Working mothers and their families are living paycheck to paycheck due to many factors, ranging from a lack of skills training or credentials to few opportunities in higher-paying, higher-demand occupations to a persistent gender gap in earnings. Women earn only 82 cents on the dollar compared to men in North Carolina even though the Equal Pay Act was signed back in 1963. We also hold a disproportionate share of low-wage jobs, with the result being that too many women workers do not have jobs that offer benefits such as health insurance, paid sick leave or, in some occupations, even wage protections.
Many female-headed, low-income families in this state are increasingly finding it hard to secure a job that pays family-sustaining wages because they don’t have access to the required postsecondary education. Four in 10 of the women heading low-income working families in North Carolina have no postsecondary education, according to the report. Improving access to and success within postsecondary education by providing need-based financial aid to part-time students along with affordable child care is among the most meaningful reform that can help low-income families. Watch this inspiring story about how crucial the state’s child care subsidies program is to one Tar Heel mother working on her college degree.
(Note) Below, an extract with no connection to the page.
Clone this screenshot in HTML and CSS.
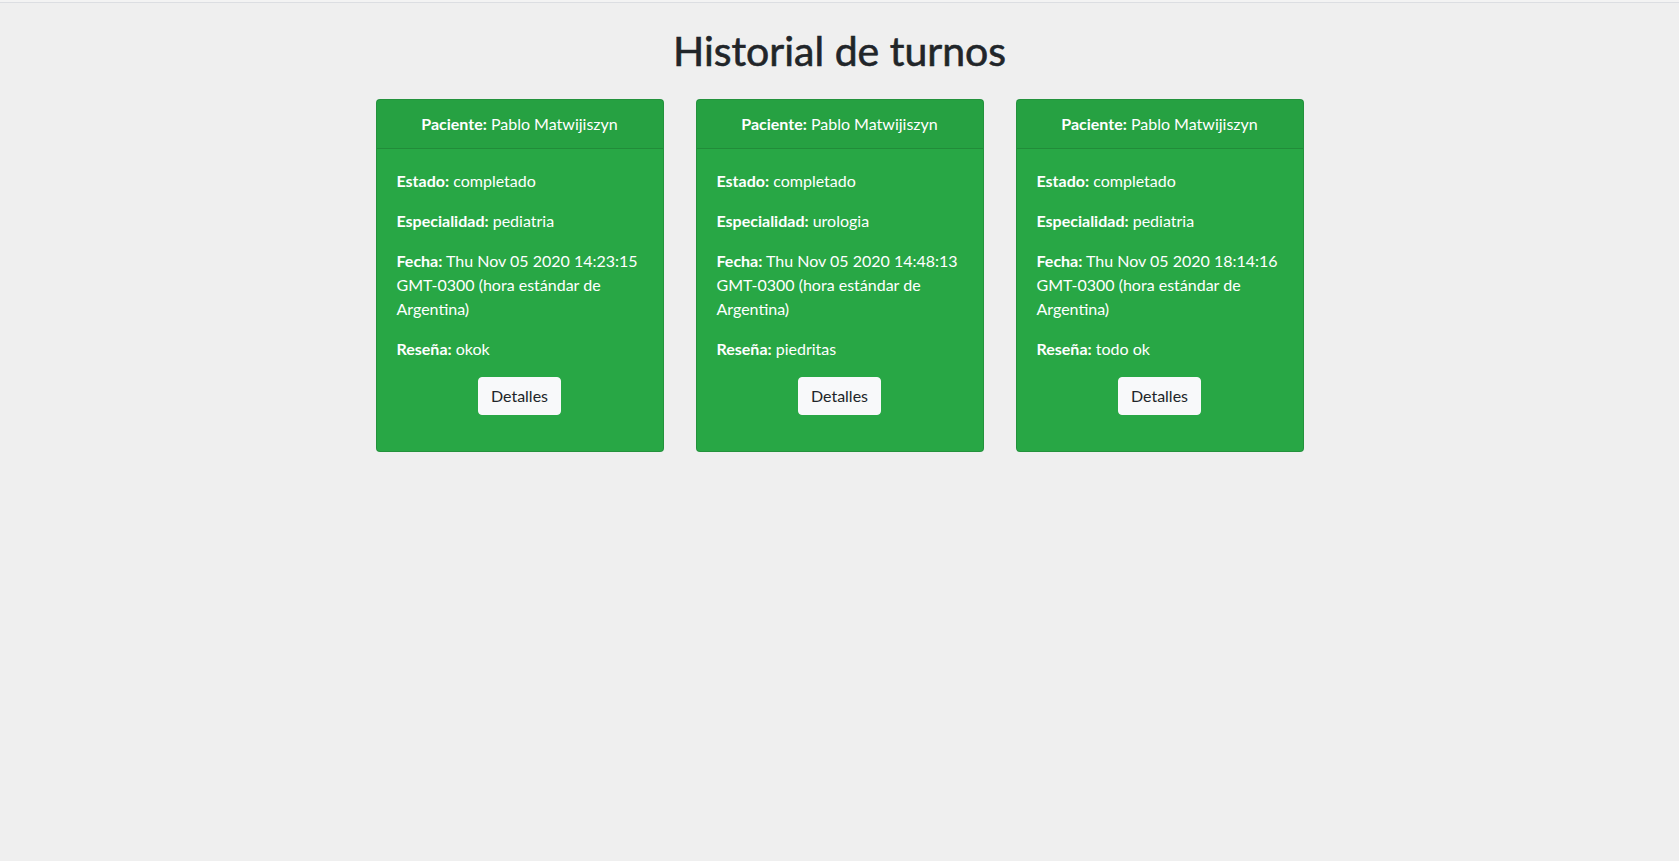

State lawmakers have significant authority and opportunity to assist low-income working families with children. Unfortunately, they are enacting policies that make it more difficult for working families to get ahead. Rather than making it easier for mothers to stay attached to the labor force, they funded fewer pre-kindergarten slots and failed to fully address the child care subsidy waiting list. Lawmakers eliminated the Displaced Homemaker Program, which provided important workforce development services to North Carolinians with barriers to self-sufficiency—such as a recently divorced or widowed low-income working mothers. And rather than making work pay, they began the dismantling of the state’s network of work supports by axing the Earned Income Tax Credit that (at the federal level) is effective at boosting employment among single mothers.
North Carolina policymaker’s have a primary responsibility to create and support strong communities, which can only happen when all of us have the opportunities we need to become economically secure.